Para quien está acostumbrada a vivir entre los escombros post-industriales de antiguas fábricas, autovías de cinco carriles por sentido, y edificios de plástico y contrachapado que son erguidos y demolidos en un abrir y cerrar de ojos, caminar por Plasencia a la luz de un sol atronador de invierno fue un atisbo de felicidad que transmitía, además, ecos de pasado. Lo que ya le ocurriera a otros viajeros extranjeros al llegar a los centros históricos de nuestra ciudades, que se les revelaba la antigüedad en la belleza de los monumentos, me ocurrió a mí hace unas semanas, pero sin el anacronismo que caracterizó a otras miradas. Ese pasado, más vivo que nunca, más presente, se desvendaba irónicamente en un acto que corroboraba, eso sí, mi lejanía, al que acudí aprovechando mi estancia navideña en casa. Me refiero a la presentación de Diáspora. Antología de poetas extremeños en el ‘exilio’, colección en la que se me incluyó a última hora -pues pocos sabían, como buena exiliada ausente, de mi existencia hasta que el poeta y editor Paco Najarro, él mismo antologado, dio la voz de alarma-.

En los alrededores de una catedral arquitectónicamente ecléctica, en el salón de un centro cultural cuyos techos artesonados dotaban al evento de cierto aire de solemnidad, José María Cumbreño y Víctor Peña Dacosta explicaban el origen del proyecto así como la necesidad de dar voz a los que escribimos desde fuera de la región. El primero es el responsable de la editorial que acoge a Diáspora, un sello, Liliputienses, que ha conseguido despegar al panorama nacional y dar a conocer la mejor poesía latinoamericana, trazando los puentes que también han servido para que otros nos vayamos; el segundo, Peña, prologuista y poeta él mismo, contó una anécdota que sorprendió al público y marca el carácter circular de las casualidades que culminaron en este libro. A decir de Peña, hacía nueve años había nacido la idea de publicar una antología de poetas extremeños de la mano de una editorial asociada a la Universidad de Villanova, en Philadelphia, en la que entonces trabajaba otro poeta extremeño, Víctor Martín Iglesias. Tras muchas deliberaciones, saraos literarios, y las reflexiones del también vate Álvaro Valverde, el volumen conseguía materializarse en Liliputienses, donde la última en participar era yo, residente en esa misma ciudad americana que dio pie a la locura inicial. Transitaban así las voces desplazadas un centro foráneo que legitimaba, más si cabe, semejante iniciativa, al destacar las peripecias transatlánticas de las palabras que ya cabían en una mano.
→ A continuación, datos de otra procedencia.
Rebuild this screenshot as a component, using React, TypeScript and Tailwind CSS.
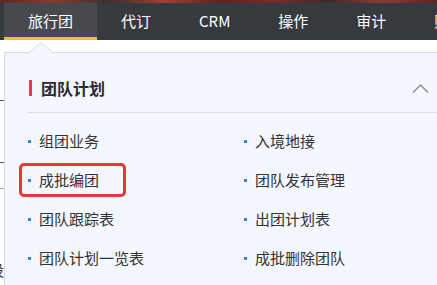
import type React from "react";

const tabs = ["旅行团", "代订", "CRM", "操作", "审计", "财务"];

const items: [string, string][] = [
	["组团业务", "入境地接"],
	["成批编团", "团队发布管理"],
	["团队跟踪表", "出团计划表"],
	["团队计划一览表", "成批删除团队"],
];

const MenuItem: React.FC<{ label: string }> = ({ label }) => (
	<div className="flex items-center h-[39px]">
		<span className="w-[3px] h-[3px] bg-[#3b7fd1] mr-[8px]" />
		<span className="text-[15px] text-[#333]">{label}</span>
	</div>
);

export default function App() {
	return (
		<div
			className="relative w-[437px] h-[285px] overflow-hidden bg-white"
			style={{ fontFamily: '"Microsoft YaHei", "Noto Sans CJK SC", "Noto Sans", sans-serif' }}
		>
			{/* banner strip */}
			<div className="h-[3px] bg-[linear-gradient(90deg,#5a2a26,#8a3b2e,#3a3030,#a04030,#5b2420,#7a2a28,#3c2c2c,#8b3a33,#5a2525)]" />

			{/* top nav */}
			<nav className="flex h-[37px] bg-[#36393e]">
				{tabs.map((t, i) => (
					<div
						key={t}
						className={
							i === 0
								? "flex shrink-0 items-center px-6 ml-[4px] bg-[#47494c] border-b-[3px] border-[#efbf33] text-[15px] text-white whitespace-nowrap"
								: "flex shrink-0 items-center px-6 text-[15px] text-white whitespace-nowrap"
						}
					>
						<span className={i === 0 ? "mt-[3px]" : ""}>{t}</span>
					</div>
				))}
			</nav>

			{/* page content behind the menu */}
			<div className="absolute left-0 top-[100px] w-[4px] h-px bg-[#555]" />
			<div className="absolute left-0 top-[162px] w-[5px] h-px bg-[#555]" />
			<div className="absolute left-0 top-[188px] w-[5px] h-px bg-[#aaa]" />
			<div className="absolute left-[-11px] top-[259px] text-[15px] text-[#333]">设</div>

			{/* dropdown */}
			<div className="absolute left-[4px] top-[52px] w-[445px] h-[260px] bg-[#f4f7fd] border border-[#d5dce8]">
				<svg
					className="absolute left-[23px] top-[-11px]"
					width="26"
					height="12"
					viewBox="0 0 26 12"
				>
					<path d="M0 11.5 L13 0.5 L26 11.5" fill="#f4f7fd" stroke="#d5dce8" strokeWidth="1" />
					<rect x="1" y="11" width="24" height="2" fill="#f4f7fd" />
				</svg>

				<div className="flex items-center h-[16px] mt-[27px] pl-[24px] pr-[13px]">
					<span className="w-[3px] h-[16px] bg-[#d7404f]" />
					<span className="ml-[9px] text-[16px] font-bold text-[#2b2b36]">团队计划</span>
					<svg className="ml-auto mr-[6px]" width="17" height="9" viewBox="0 0 17 9">
						<path d="M1 8.5 L8.5 1 L16 8.5" fill="none" stroke="#808080" strokeWidth="1.2" />
					</svg>
				</div>

				<div className="h-px bg-[#d9dfe9] ml-[22px] mr-[11px] mt-[16px]" />

				<div className="grid grid-cols-[216px_1fr] mt-[9px] pl-[23px]">
					{items.map(([a, b]) => (
						<div key={a} className="contents">
							<MenuItem label={a} />
							<MenuItem label={b} />
						</div>
					))}
				</div>
			</div>

			{/* highlight annotation */}
			<div className="absolute left-[19px] top-[163px] w-[107px] h-[34px] border-[3px] border-[#e5363a] rounded-[5px]" />
		</div>
	);
}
Parecerá una tontería pero, ahora, desde estas calles yanquis cercanas a la estatua de Rocky Balboa me siento un poco menos extranjera, un poco más satisfecha por pensar que lo que aquí se hace, se piensa y se discute desprende a veces un eco viajero que allí aterriza y moldea proyectos, que no somos tan exiliados como nos parece cuando hay manos que se tienden al otro lado, aunque haya que salir a buscarlas. Me fui de Plasencia con el regusto de haber conocido en persona a dos de los artífices de Diáspora, pero también de saber que lo que la falta de oportunidades laborales ha separado puede tal vez unirlo un libro. El ‘erial’ cultural con que muchos escritores hemos caracterizado a la región -no sin buena carga de frustración- es capaz de frutecer puntualmente gracias al arrojo de tantos que dedican sus horas de manera altruista a la promoción y difusión de la cultura. La antología constituye no sólo un artefacto literario capaz de deleitar a los lectores con los versos que aglutina -de Ada Salas, Xavier Rosell, Álex Chico, Antonio Méndez Rubio, Fernando P. Fernández o Irene Albert Cebriá, entre otros-, sino también una prueba de que algo se mueve en las provincias capaz de desafiar los estereotipos más aferrados a la llamada ‘España vaciada’. Paradójicamente, de una comunidad que continúa siendo ejemplo de aislamiento y sin tren digno, como evoca esa portada donde pueden observarse unas vías en desuso prácticamente cubiertas por la maleza, nacen las voces conectadas en la distancia.

Sólo queda esperar que a la iniciativa individual se vaya sumando también la institucional; que lo que las redes, los exilios, la afinidad y el empeño han conseguido crear lo fomenten igualmente quienes dicen que nos representan.